UNITED STATES
Huffington Post
By Barbara Blaine, President of the Survivors Network of those Abused by Priests (SNAP)
Since 1988, the Survivors Network of those Abused by Priests (SNAP) has been working to help survivors of clergy sex abuse heal one another and to protect children and vulnerable adults from continuing sexual violence. We have formed a vast network of mutual support among survivors, exposed this global crisis to the public, and repeatedly confronted perpetrators and their protectors, demanding that the Catholic church stop enabling – and start helping to end – this widespread and systemic violence. When we realized we needed to take our work global, we reached out to human rights attorneys at the Center for Constitutional Rights (CCR)–a partnership that has brought us all the way to the United Nations in Geneva yesterday to witness the Vatican being called to account for the crisis by an international body for the first time.
In 2011, CCR and SNAP joined together to file a complaint with the International Criminal Court (ICC), requesting that the ICC prosecutor investigate the Vatican for crimes against humanity and hold accountable high-level Vatican officials, including Pope Benedict, in their supervisory and direct roles.

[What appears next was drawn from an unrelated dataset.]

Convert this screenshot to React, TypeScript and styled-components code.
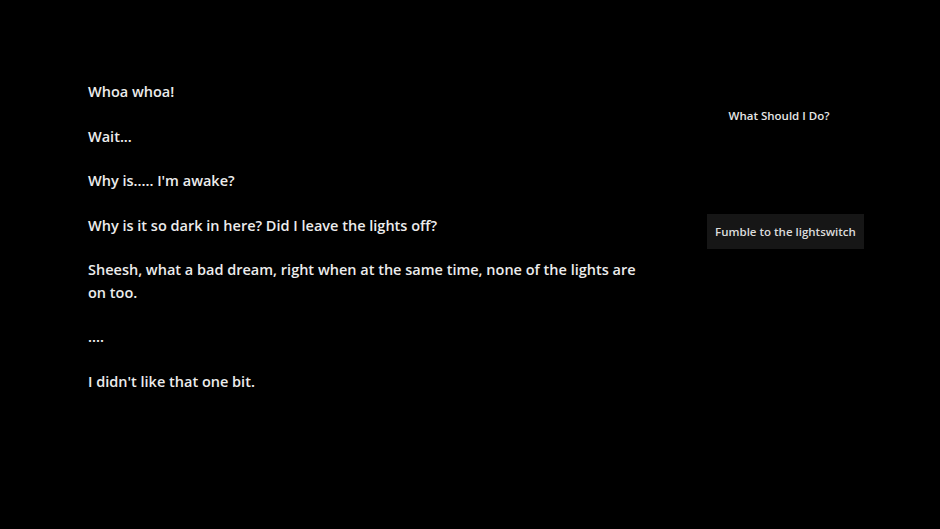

Along with the complaint, we submitted more than 20,000 pages of supporting materials, including reports, policy papers, and evidence of the crimes. In addition to the obvious impact that an ICC investigation would have on efforts to obtain justice and accountability, by framing the sexual violence scandal as an international human rights issue and taking it directly to the tribunal that has handled some of the most horrific human rights abuses in recent history, we made an important statement about the extent of the clergy sex abuse crisis, the gravity of the harm of rape and sexual violence, the depth of the wounds it has left, and where responsibility lies. This is not a problem of a few bad priests, it is not a problem of the past, and it is not a problem confined to the United States. It is a global culture of violence that is concealed and enabled by those at the highest levels of an entity that purports to be a sovereign state.
In the wake of worldwide media coverage of the filing, SNAP heard from thousands of survivors in more than 70 countries, and, in April, we held our first international conference, in Dublin, which drew survivors from twelve countries and five continents. Shortly after our ICC filing, Amnesty International released a report affirming that physical and sexual abuse within the Catholic Church in Ireland included “acts that amounted to torture and inhuman and degrading treatment.” Though the ICC prosecutor has indicated that the office will not pursue an investigation at this time while leaving open the possibility of doing so in the future, the filing has sparked a worldwide movement urging international human rights bodies to provide accountability–which ultimately led us to the United Nations.